Officers Involved In Samuel DuBose Shooting Were Sued In Earlier Death Of Unarmed Black Man

The two officers restrained a mentally ill patient while another cop shot him with a stun gun.

Two University of Cincinnati police officers involved in a colleague's recent fatal shooting of Samuel DuBose also were on hand for a 2010 struggle with a psychiatric patient who later died.

Officers Eric Weibel and Phillip Kidd were among seven University of Cincinnati police officers and other officials named in a lawsuit alleging the wrongful death of Kelly Brinson, a 45-year-old mentally ill university hospital patient. Hospital staff summoned officers to help subdue Brinson, who became agitated when put in seclusion, according to court documents first reported by The Guardian. Kidd and Weibel gave written statements that they restrained Brinson, while another officer used a Taser stun gun on him.

Brinson went into cardiac arrest and died days later, the Cincinnati Enquirer reported. The Hamilton County coroner ruled Brinson died from natural causes.

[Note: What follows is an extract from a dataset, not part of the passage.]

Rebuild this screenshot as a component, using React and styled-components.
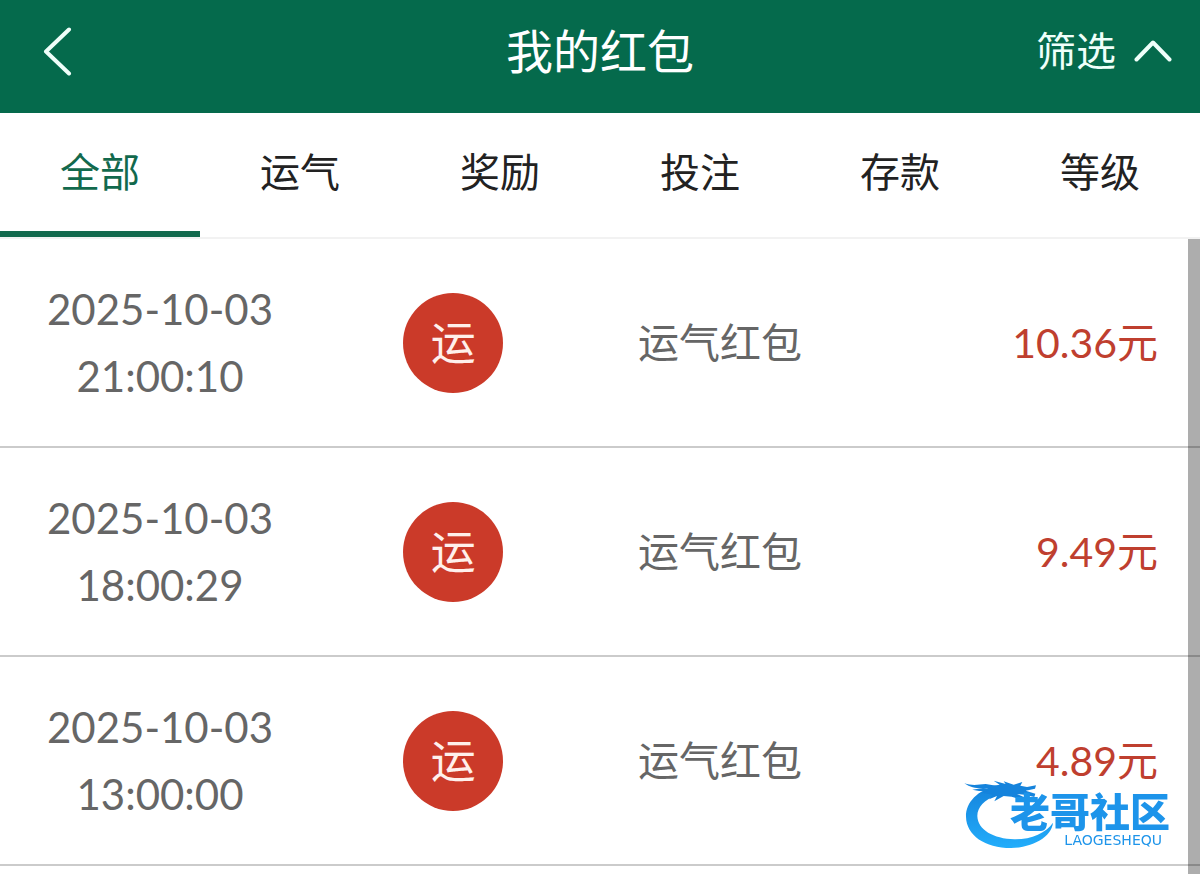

His family settled the lawsuit for $638,000.

Documents from the Brinson lawsuit are available online.

Both officers also were involved in the July 19 traffic stop that led to the death of DuBose. Kidd gave statements to investigators that he saw DuBose, 43, drive away and drag Officer Ray Tensing before Tensing shot the motorist. Weibel wrote in a report that Tensing's uniform looked like he'd been dragged.

Footage from Tensing's body camera, however, appeared to show that DuBose wasn't driving away when the officer shot him, as Tensing and Kidd had claimed.

Kidd and another officer who testified before a grand jury in the DuBose investigation are on administrative leave while the probe continues. Weibel didn't claim to witness the shooting, and the department hasn't announced any discipline against him.

Tensing, 25, pleaded not guilty Thursday to charges of murder and voluntary manslaughter. He claims he fired his gun because he feared for his life.

In addition to Brinson and DuBose, two other black men have died in altercations with the university's police force since 1997.

Neither university police nor a lawyer for Brinson's family responded to HuffPost's inquiries.